Copy down every line where the string "styles" shows up.
══ DATA ══
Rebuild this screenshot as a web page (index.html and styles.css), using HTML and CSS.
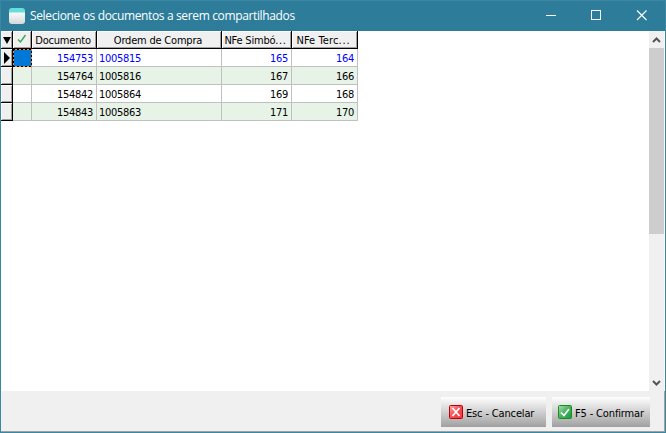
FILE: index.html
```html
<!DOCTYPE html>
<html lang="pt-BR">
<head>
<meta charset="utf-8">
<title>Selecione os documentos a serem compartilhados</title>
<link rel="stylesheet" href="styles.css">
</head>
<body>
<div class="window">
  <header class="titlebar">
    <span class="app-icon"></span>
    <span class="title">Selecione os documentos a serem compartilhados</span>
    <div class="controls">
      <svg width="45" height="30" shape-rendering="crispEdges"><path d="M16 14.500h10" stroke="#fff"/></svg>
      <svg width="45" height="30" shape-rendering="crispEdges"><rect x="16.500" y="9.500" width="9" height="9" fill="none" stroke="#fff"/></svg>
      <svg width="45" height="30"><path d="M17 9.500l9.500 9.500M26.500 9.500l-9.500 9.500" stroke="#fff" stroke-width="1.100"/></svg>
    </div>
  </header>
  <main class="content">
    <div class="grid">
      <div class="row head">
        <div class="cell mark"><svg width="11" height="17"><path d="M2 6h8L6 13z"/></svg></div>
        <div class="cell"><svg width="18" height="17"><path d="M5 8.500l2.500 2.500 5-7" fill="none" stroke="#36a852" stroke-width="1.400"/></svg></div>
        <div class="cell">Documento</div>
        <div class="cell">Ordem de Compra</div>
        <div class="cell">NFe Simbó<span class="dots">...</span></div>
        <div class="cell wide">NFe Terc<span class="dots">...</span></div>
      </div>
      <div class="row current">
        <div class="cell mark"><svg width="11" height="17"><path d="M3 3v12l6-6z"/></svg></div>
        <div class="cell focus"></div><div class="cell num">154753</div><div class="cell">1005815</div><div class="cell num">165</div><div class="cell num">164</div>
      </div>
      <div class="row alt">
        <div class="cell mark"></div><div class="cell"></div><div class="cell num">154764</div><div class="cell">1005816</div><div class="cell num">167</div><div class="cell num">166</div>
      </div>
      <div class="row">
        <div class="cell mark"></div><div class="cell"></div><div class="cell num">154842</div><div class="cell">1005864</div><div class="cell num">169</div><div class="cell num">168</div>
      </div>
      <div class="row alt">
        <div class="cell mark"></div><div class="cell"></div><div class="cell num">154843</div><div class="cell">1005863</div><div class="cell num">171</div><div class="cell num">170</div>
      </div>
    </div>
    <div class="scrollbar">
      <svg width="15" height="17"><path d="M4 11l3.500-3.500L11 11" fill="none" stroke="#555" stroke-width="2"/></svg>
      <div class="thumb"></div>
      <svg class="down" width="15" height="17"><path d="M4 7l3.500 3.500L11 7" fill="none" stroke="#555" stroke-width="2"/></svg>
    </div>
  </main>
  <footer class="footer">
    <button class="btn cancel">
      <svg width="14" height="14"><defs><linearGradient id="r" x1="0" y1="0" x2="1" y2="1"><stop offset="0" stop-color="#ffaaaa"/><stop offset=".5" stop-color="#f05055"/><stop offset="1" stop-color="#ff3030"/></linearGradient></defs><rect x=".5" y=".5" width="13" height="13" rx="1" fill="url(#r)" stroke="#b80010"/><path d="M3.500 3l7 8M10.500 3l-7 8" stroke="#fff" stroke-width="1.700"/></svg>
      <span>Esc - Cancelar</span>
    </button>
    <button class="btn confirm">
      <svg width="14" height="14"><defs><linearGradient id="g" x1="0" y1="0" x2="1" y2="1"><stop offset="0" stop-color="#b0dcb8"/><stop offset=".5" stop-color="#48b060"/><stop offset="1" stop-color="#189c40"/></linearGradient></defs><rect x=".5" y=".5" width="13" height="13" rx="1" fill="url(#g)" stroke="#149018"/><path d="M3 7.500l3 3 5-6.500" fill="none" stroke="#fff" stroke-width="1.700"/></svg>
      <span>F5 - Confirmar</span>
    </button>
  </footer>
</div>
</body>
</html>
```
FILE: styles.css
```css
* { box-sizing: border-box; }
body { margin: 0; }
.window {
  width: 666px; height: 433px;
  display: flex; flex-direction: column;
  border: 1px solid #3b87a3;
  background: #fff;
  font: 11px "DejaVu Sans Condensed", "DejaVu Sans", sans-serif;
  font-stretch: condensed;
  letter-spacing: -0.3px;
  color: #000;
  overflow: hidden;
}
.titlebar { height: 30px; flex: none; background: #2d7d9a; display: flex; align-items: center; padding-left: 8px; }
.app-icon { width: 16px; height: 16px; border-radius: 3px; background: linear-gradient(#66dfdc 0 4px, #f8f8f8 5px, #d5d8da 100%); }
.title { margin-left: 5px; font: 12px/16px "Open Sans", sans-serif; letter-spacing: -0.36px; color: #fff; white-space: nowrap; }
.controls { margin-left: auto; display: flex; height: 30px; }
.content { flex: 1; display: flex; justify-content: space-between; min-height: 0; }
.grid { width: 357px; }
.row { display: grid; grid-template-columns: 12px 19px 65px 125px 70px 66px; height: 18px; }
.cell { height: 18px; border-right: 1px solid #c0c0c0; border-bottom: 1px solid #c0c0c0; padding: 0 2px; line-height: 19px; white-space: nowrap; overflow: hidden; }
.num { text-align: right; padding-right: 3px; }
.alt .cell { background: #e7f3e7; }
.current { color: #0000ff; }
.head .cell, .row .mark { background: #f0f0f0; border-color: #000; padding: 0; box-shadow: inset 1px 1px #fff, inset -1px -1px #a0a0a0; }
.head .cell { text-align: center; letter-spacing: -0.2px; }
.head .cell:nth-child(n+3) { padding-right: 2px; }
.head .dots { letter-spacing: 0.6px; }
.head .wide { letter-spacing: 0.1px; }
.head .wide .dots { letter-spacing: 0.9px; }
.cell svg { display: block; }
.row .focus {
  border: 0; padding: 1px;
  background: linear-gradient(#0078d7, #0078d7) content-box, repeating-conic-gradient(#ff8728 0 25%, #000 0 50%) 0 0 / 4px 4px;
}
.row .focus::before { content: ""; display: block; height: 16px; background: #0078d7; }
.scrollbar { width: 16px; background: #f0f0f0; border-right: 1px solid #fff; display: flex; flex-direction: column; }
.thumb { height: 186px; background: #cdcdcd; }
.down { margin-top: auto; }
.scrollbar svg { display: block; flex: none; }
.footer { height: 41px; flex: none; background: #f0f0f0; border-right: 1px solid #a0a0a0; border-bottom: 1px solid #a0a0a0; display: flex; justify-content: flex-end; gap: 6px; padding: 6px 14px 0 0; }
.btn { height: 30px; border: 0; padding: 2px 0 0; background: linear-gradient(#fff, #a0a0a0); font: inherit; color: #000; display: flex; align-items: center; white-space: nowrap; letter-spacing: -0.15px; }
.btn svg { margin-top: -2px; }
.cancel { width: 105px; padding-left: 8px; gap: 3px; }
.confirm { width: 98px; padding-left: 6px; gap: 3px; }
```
═══
**ANSWER TO THIS EXERCISE:**
Rebuild this screenshot as a web page (index.html and styles.css), using HTML and CSS.
<link rel="stylesheet" href="styles.css">
FILE: styles.css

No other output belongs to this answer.